Anggota Komisi II DPR, Firman Subagyo mengingatkan dalam penyelenggaraan negara, instrumen hukum mesti ditaati dan dipatuhi. Demikian pula, KPU sebagai pelaksana UU yang tidak boleh membuat norma yang bertentangan dengan UU Pemilu. Menurutnya, dalam konstitusi setiap warga negara berhak mencalonkan dan dicalonkan, memilih dan dipilih. Selain itu, yang berwenang melarang warga negara tidak boleh mencalonkan diri dalam pemilu adalah pengadilan.

 

“KPU sebagai penyelenggara Pemilu harus taat, bukan suka-suka karena arogansi kekuasaan yang dikedepankan. Tetapi spirit dan semangat seluruh fraksi sepakat, larangan parpol tidak boleh mencalonkan mantan narapidana korupsi tidak perlu diatur dalam PKPU,” ujarnya.

 

Mantan Wakil Ketua Badan Legislasi (Baleg) itu mengatakan sebagai pembuat UU, DPR dan pemerintah tidak boleh “menabrak” UU dan konstitusi.

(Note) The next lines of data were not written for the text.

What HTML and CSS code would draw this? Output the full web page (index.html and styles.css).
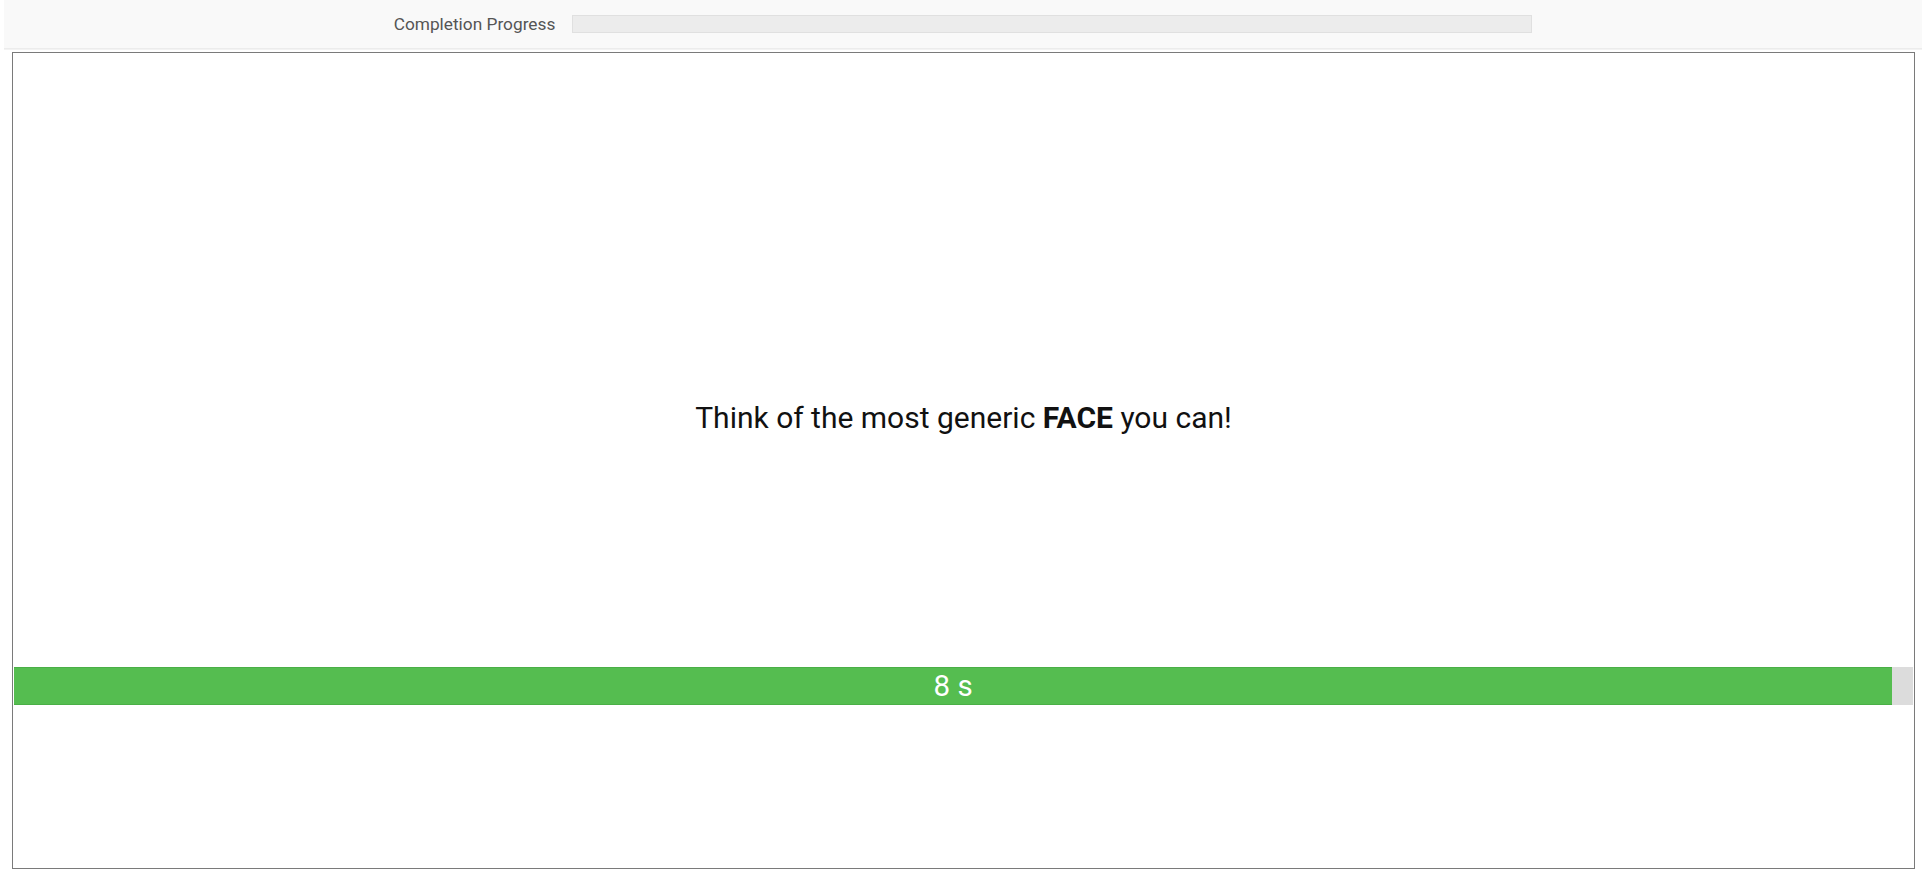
FILE: index.html
```html
<!DOCTYPE html>
<html>
<head>
<meta charset="utf-8">
<link rel="stylesheet" href="styles.css">
</head>
<body>
<header class="topbar">
  <span class="progress-label">Completion Progress</span>
  <div class="progress-track"><div class="progress-fill"></div></div>
</header>
<main class="frame">
  <section class="stimulus">
    <p class="prompt">Think of the most generic <b>FACE</b> you can!</p>
  </section>
  <div class="timer">
    <div class="timer-fill" style="width: 98.9%"><span class="timer-text">8 s</span></div>
  </div>
</main>
</body>
</html>
```

FILE: styles.css
```css
html, body {
  margin: 0;
  padding: 0;
  background: #ffffff;
  font-family: Roboto, "Liberation Sans", sans-serif;
}
body {
  padding: 0 8px 0 4px;
}
.topbar {
  height: 48px;
  background: #f9f9f9;
  border-bottom: 1px solid #ececec;
  box-shadow: 0 1px 0 #f3f3f3;
  display: flex;
  align-items: center;
  justify-content: center;
  gap: 17px;
}
.progress-label {
  font-size: 17.3px;
  color: #555555;
}
.progress-track {
  width: 958px;
  height: 16px;
  background: #ececec;
  border: 1px solid #e0e0e0;
}
.progress-fill {
  width: 0;
  height: 100%;
}
.frame {
  margin: 3px 0 0 8px;
  width: 1901px;
  height: 815px;
  border: 1px solid #7a7a7a;
  display: flex;
  flex-direction: column;
}
.stimulus {
  height: 614px;
  box-sizing: border-box;
  padding-top: 347px;
}
.prompt {
  margin: 0;
  text-align: center;
  font-size: 30px;
  line-height: 36px;
  color: #111111;
}
.prompt b {
  font-weight: 700;
}
.timer {
  margin: 0 1px;
  height: 38px;
  background: #dcdcdc;
  display: flex;
}
.timer-fill {
  height: 100%;
  background: #55bd50;
  border-top: 1px solid #4aaf46;
  border-bottom: 1px solid #4aaf46;
  box-sizing: border-box;
  display: flex;
  align-items: center;
  justify-content: center;
}
.timer-text {
  color: #ffffff;
  font-size: 29.5px;
  line-height: 34px;
}
```
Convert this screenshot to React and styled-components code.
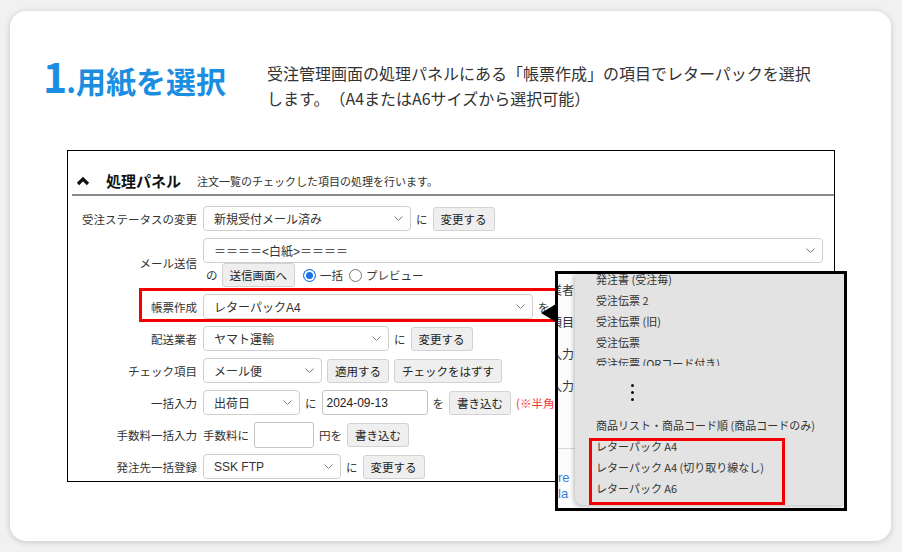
import React from "react";
import styled, { createGlobalStyle } from "styled-components";

const GlobalStyle = createGlobalStyle`
  html, body { margin: 0; padding: 0; background: #f1f1f1; }
  body { font-family: "Noto Sans CJK JP", sans-serif; text-spacing-trim: space-all; }
  * { box-sizing: border-box; }
`;

const Page = styled.div`
  width: 902px;
  height: 552px;
  padding: 11px 11px 11px 10px;
`;

const Card = styled.div`
  position: relative;
  width: 881px;
  height: 530px;
  background: #fff;
  border-radius: 16px;
  box-shadow: 0 1px 6px rgba(0, 0, 0, 0.18);
  display: flex;
  flex-direction: column;
`;

const Header = styled.div`
  display: flex;
  padding: 44px 0 0 33px;
`;

const Title = styled.h1`
  flex: 0 0 224px;
  margin: 0;
  color: #1b8ee2;
  font-size: 30px;
  font-weight: 700;
  line-height: 40px;
  white-space: nowrap;
`;

const TitleNum = styled.span`
  font-size: 41px;
  letter-spacing: -1px;
`;

const Lead = styled.p`
  margin: 6px 0 0 0;
  font-size: 16px;
  line-height: 25px;
  color: #333;
  text-spacing-trim: space-all;
`;

const Panel = styled.div`
  position: relative;
  margin: 39px 0 0 57px;
  width: 768px;
  border: 1px solid #000;
  font-family: "Liberation Sans", "Noto Sans CJK JP", sans-serif;
  font-size: 11.5px;
  color: #333;
  padding-bottom: 2px;
`;

const PanelHead = styled.div`
  display: flex;
  align-items: center;
  margin-left: 4px;
  padding: 20px 0 3px 4px;
  border-bottom: 2px solid #8a8a8a;
  line-height: 20px;
`;

const PanelTitle = styled.span`
  font-family: "Noto Sans CJK JP", sans-serif;
  font-size: 15px;
  font-weight: 700;
  color: #111;
  margin: 0 16px 0 16px;
`;

const PanelSub = styled.span`
  font-family: "Noto Sans CJK JP", sans-serif;
  font-size: 11px;
  color: #333;
`;

const Form = styled.div`
  display: grid;
  grid-template-columns: 129px 1fr;
  column-gap: 6px;
  row-gap: 7px;
  padding-top: 10px;
`;

const Label = styled.div`
  align-self: center;
  text-align: right;
  white-space: nowrap;
  font-family: "Noto Sans CJK JP", sans-serif;
`;

const Field = styled.div`
  display: flex;
  align-items: center;
  gap: 5px;
  height: 25px;
  white-space: nowrap;
`;

const Stack = styled.div`
  display: flex;
  flex-direction: column;
`;

const SubLine = styled.div`
  display: flex;
  align-items: center;
  gap: 4px;
  height: 24px;
  padding-left: 3px;
`;

const SelectBox = styled.div`
  display: flex;
  align-items: center;
  justify-content: space-between;
  height: 25px;
  padding: 0 7px 0 10px;
  border: 1px solid #cfcfcf;
  border-radius: 4px;
  background: #fff;
  color: #333;
  font-size: 12px;
`;

const InputBox = styled.div`
  display: flex;
  align-items: center;
  height: ${(p) => p.$h || 25}px;
  padding: 0 4px;
  border: 1px solid #c4c4c4;
  border-radius: 3px;
  background: #fff;
  font-size: 12px;
  color: #222;
`;

const Btn = styled.div`
  display: flex;
  align-items: center;
  height: 24px;
  padding: 0 7px;
  border: 1px solid #d2d2d2;
  border-radius: 3px;
  background: #efefef;
  color: #222;
  font-family: "Noto Sans CJK JP", sans-serif;
  font-size: 11.5px;
`;

const Warn = styled.span`
  color: #f23a3a;
  font-family: "Noto Sans CJK JP", sans-serif;
`;

const Radio = styled.span`
  display: inline-block;
  width: 13px;
  height: 13px;
  border-radius: 50%;
  border: 1px solid ${(p) => (p.$on ? "#1a73e8" : "#767676")};
  background: ${(p) => (p.$on ? "#1a73e8" : "#fff")};
  box-shadow: ${(p) => (p.$on ? "inset 0 0 0 2px #fff" : "none")};
  margin-left: ${(p) => p.$ml || 0}px;
`;

const Highlight = styled.div`
  position: absolute;
  left: 71px;
  top: 137px;
  width: 500px;
  height: 34px;
  border: 3px solid #f50000;
  pointer-events: none;
`;

const Popup = styled.div`
  position: absolute;
  left: 545px;
  top: 260px;
  width: 292px;
  height: 240px;
  border: 3px solid #000;
  background: #fbfbfb;
  display: flex;
  font-family: "Noto Sans CJK JP", sans-serif;
  &::before {
    content: "";
    position: absolute;
    left: -17px;
    top: 30px;
    border-right: 15px solid #000;
    border-top: 9px solid transparent;
    border-bottom: 9px solid transparent;
  }
`;

const Strip = styled.div`
  flex: 0 0 17px;
  overflow: hidden;
  display: flex;
  flex-direction: column;
  font-size: 12px;
  color: #333;
`;

const StripLabel = styled.div`
  display: flex;
  justify-content: flex-end;
  height: 32px;
  line-height: 32px;
  padding-right: 1px;
  white-space: nowrap;
`;

const StripRule = styled.div`
  margin-top: 46px;
  height: 1px;
  background: #d6d6d6;
`;

const StripLink = styled.div`
  font-family: "Liberation Sans", sans-serif;
  font-size: 13px;
  line-height: 16px;
  color: #3d7be0;
  margin-top: ${(p) => p.$mt || 0}px;
  white-space: nowrap;
`;

const Menu = styled.div`
  flex: 1;
  height: 231px;
  background: #e3e3e3;
  border-radius: 0 0 0 7px;
  box-shadow: -1px 1px 4px rgba(0, 0, 0, 0.28);
  display: flex;
  flex-direction: column;
  font-size: 11px;
  color: #333;
`;

const Clip = styled.div`
  height: 92px;
  overflow: hidden;
`;

const ClipInner = styled.div`
  margin-top: -5px;
`;

const Item = styled.div`
  height: 21px;
  line-height: 21px;
  padding-left: 21px;
  white-space: nowrap;
`;

const Dots = styled.div`
  height: 49px;
  padding: 18px 0 0 56px;
  display: flex;
  flex-direction: column;
  gap: 4px;
`;

const Dot = styled.span`
  width: 3px;
  height: 3px;
  border-radius: 50%;
  background: #111;
`;

const Boxed = styled.div`
  position: relative;
  &::after {
    content: "";
    position: absolute;
    left: 14px;
    top: 2px;
    width: 190px;
    height: 61px;
    border: 3px solid #f50000;
  }
`;

const Chevron = () => (
  <svg width="9" height="5" viewBox="0 0 9 5">
    <path d="M0.5 0.5 L4.5 4.5 L8.5 0.5" stroke="#7a7a7a" strokeWidth="1" fill="none" />
  </svg>
);

const Select = ({ w, children }) => (
  <SelectBox style={{ width: w }}>
    <span>{children}</span>
    <Chevron />
  </SelectBox>
);

const UpIcon = () => (
  <svg width="14" height="10" viewBox="0 0 14 10">
    <path d="M2 8 L7 3 L12 8" stroke="#111" strokeWidth="3.2" fill="none" strokeLinejoin="miter" />
  </svg>
);

export default function App() {
  return (
    <>
      <GlobalStyle />
      <Page>
        <Card>
          <Header>
            <Title>
              <TitleNum>1</TitleNum>.用紙を選択
            </Title>
            <Lead>
              受注管理画面の処理パネルにある「帳票作成」の項目でレターパックを選択
              <br />
              します。（A4またはA6サイズから選択可能）
            </Lead>
          </Header>

          <Panel>
            <PanelHead>
              <UpIcon />
              <PanelTitle>処理パネル</PanelTitle>
              <PanelSub>注文一覧のチェックした項目の処理を行います。</PanelSub>
            </PanelHead>
            <Form>
              <Label>受注ステータスの変更</Label>
              <Field>
                <Select w={208}>新規受付メール済み</Select>
                <span>に</span>
                <Btn>変更する</Btn>
              </Field>

              <Label>メール送信</Label>
              <Stack>
                <Field>
                  <Select w={620}>＝＝＝＝&lt;白紙&gt;＝＝＝＝</Select>
                </Field>
                <SubLine>
                  <span>の</span>
                  <Btn>送信画面へ</Btn>
                  <Radio $on $ml={4} />
                  <span>一括</span>
                  <Radio $ml={2} />
                  <span>プレビュー</span>
                </SubLine>
              </Stack>

              <Label>帳票作成</Label>
              <Field>
                <Select w={330}>レターパックA4</Select>
                <span>を</span>
                <Btn>出力する</Btn>
              </Field>

              <Label>配送業者</Label>
              <Field>
                <Select w={186}>ヤマト運輸</Select>
                <span>に</span>
                <Btn>変更する</Btn>
              </Field>

              <Label>チェック項目</Label>
              <Field>
                <Select w={119}>メール便</Select>
                <Btn>適用する</Btn>
                <Btn>チェックをはずす</Btn>
              </Field>

              <Label>一括入力</Label>
              <Field>
                <Select w={97}>出荷日</Select>
                <span>に</span>
                <InputBox style={{ width: 106 }}>2024-09-13</InputBox>
                <span>を</span>
                <Btn>書き込む</Btn>
                <Warn>(※半角スラッシュ区切り)</Warn>
              </Field>

              <Label>手数料一括入力</Label>
              <Field>
                <span>手数料に</span>
                <InputBox $h={26} style={{ width: 60 }} />
                <span>円を</span>
                <Btn>書き込む</Btn>
              </Field>

              <Label>発注先一括登録</Label>
              <Field>
                <Select w={138}>SSK FTP</Select>
                <span>に</span>
                <Btn>変更する</Btn>
              </Field>
            </Form>
            <Highlight />
          </Panel>

          <Popup>
            <Strip>
              <StripLabel>配送業者</StripLabel>
              <StripLabel>チェック項目</StripLabel>
              <StripLabel>一括入力</StripLabel>
              <StripLabel>一括入力</StripLabel>
              <StripRule />
              <StripLink $mt={21}>re</StripLink>
              <StripLink>la</StripLink>
            </Strip>
            <Menu>
              <Clip>
                <ClipInner>
                  <Item>発注書 (受注毎)</Item>
                  <Item>受注伝票 2</Item>
                  <Item>受注伝票 (旧)</Item>
                  <Item>受注伝票</Item>
                  <Item>受注伝票 (QRコード付き)</Item>
                </ClipInner>
              </Clip>
              <Dots>
                <Dot />
                <Dot />
                <Dot />
              </Dots>
              <Item>商品リスト・商品コード順 (商品コードのみ)</Item>
              <Boxed>
                <Item>レターパック A4</Item>
                <Item>レターパック A4 (切り取り線なし)</Item>
                <Item>レターパック A6</Item>
              </Boxed>
            </Menu>
          </Popup>
        </Card>
      </Page>
    </>
  );
}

Dalam rapat konsultasi beberapa waktu lalu, kata Firman, Bawaslu bersama DPR, pemerintah menyepakati bahwa larangan tersebut tidak perlu diatur dalam PKPU.

 

Fenomena residivis korupsi             

Koalisi Masyarakat Sipil untuk Pemilu Bersih berpandangan sikap pemerintah, Bawaslu, dan pemerintah menimbulkan pertanyaan publik. Padahal, larangan serupa terhadap pencalonan peserta pemilu anggota DPD telah disetujui dan disahkan melalui Peraturan KPU No. 14 Tahun 2018. Misalnya, dalam Pasal 60 ayat (1) huruf j PKPU itu menyebutkan mantan terpidana yang dapat menjadi calon (anggota DPR) bukan mantan terpidana narkoba, kejahatan seksual terhadap anak, atau korupsi.

 

“Urgensi larangan mantan narapidana kasus korupsi memasuki arena kontestasi elektoral berangkat dari fenomena residivis korupsi. Setidaknya, orang yang pernah diganjar hukuman dalam perkara korupsi, lalu kembali melakukan korupsi setelah menjalani masa hukuman,” demikian bunyi keterangan pers Koalisi yang diterima Hukumonline.

 

Koalisi Masyarakat Sipil untuk Pemilu Bersih ini terdiri dari Indonesia Corruption Watch (ICW), Perkumpulan untuk Pemilu dan Demokrasi (Perludem), Komite Pemantau Legislatif (KOPEL), Konstitusi dan Demokrasi Inisiatif (Kode Inisiatif), dan Pusat Studi Konstitusi (PUSAKO) Universitas Andalas.

 

Koalisi meminta perbedaan pandangan antara KPU dengan DPR, pemerintah, dan Bawaslu, tak menyurutkan langkah KPU mempertahankan draf pengaturan larangan napi korupsi, kejahatan seksual terhadap anak dan narkoba maju dalam pemilihan legislatif. Karena itu, KPU sudah seharusnya konsisten terhadap larangan tersebut yang telah diatur dalam draf PKPU.

 

“Langkah tersebut merupakan langkah progresif yang menunjukan keseriusan dan komitmen KPU menjaga integritas pemilu dari sisi peserta yang patut diapresiasi.”